21. Doukombo, localité à 5 kilomètres à l'ouest de Bandiagara.
22. La tradition reste nette sur la fin d'Arɗo Amadou. Il fut probablement livré par trahison aux marabouts, condamné à mort et décapité. Son corps aurait été jeté dans une mare du Mourari. Mais les circonstances exactes paraissent oubliées. Dans un tel cas, d'après la loi coranique, des marabouts restaient pendant trois jours auprès du prisonnier pour lui faire embrasser l'Islam. En cas de refus, il était exécuté le troisième jour. Son corps n'était pas inhumé et ses héritiers n'avaient pas droit à sa succession.
23. Néné, localité située à 8 kilomètres nord-ouest de Ténenkou.

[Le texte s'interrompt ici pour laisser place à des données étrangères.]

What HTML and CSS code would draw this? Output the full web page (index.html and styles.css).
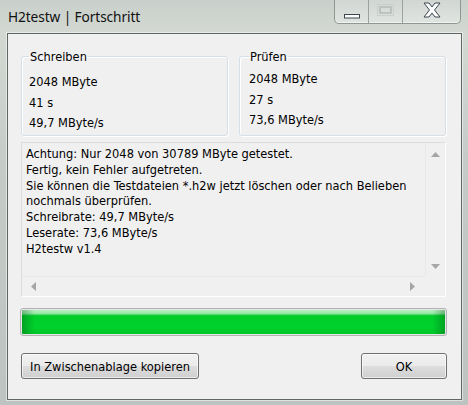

24. Il s'agit des marabouts.
25. Iyyâ ka na' budu, c'est Toi que nous adorons (I, 5) : formule extraite de la sourate Fatiha, répétée par les musulmans dans leurs prières et qui sert à les désigner.
26. Une légende prétend qu'Alfa Nouhoun Tayrou aurait fait appel à Ali Soutoura, le génie auxiliaire de Cheikou Amadou. Ali serait allé à Néné et aurait réveillé Galo Séguéné en lui présentant un panier de braises et en lui disant : « Si tu ne t'en vas pas d'ici, je te crèverai les yeux avec ces braises. » Gala Séguéné, terrorisé, ne pouvait plus chanter, ni même jouer de son luth à quatre cordes, hoddu. Boubou Arɗo, voyant qu'il était le jouet d'un charme et devait abandonner tout espoir de vaincre, aurait donné une chaîne d'or à son maabo en lui disant : « Avec cet or, tu pourras vivre après moi. »
27. Grand conseil juridique.
28. Politique.
29. Le tekbir est la formule qui ouvre la période sacrée durant laquelle le fidèle se donne tout entier à l'accomplissement de la prière. Cette période dure jusqu'au salut terminal, taslima. Durant toute sa durée, les fidèles ne doivent pas interrompre la suite des actes qui constituent la prière sous peine de rendre celle-ci nulle.
30. Tiambadîo du clan Ba, était chef du groupe des YaalaBe, sous-groupe des 'UrurBe. Il était réputé pour sa bravoure et le seul capable d'affronter victorieusement les Touareg.
31. Illettré.
32. Localité à 7 kilomètres au nord de Hamdallay.
33. Barbé, localité à 12 km. Est de Mopti.
34. boule de beurre moulée entre les doigts ; au figuré, désigne que personne qui na jamais travaillé et qui s'effrondrerait sous l'effet de la fatigue comme le beurre sous l'effet de la chaleur.
35. Béléhédé, localité située entre Ouahigouya et Dori, à un peu plus de 300 kilomètres est de Hamdallay.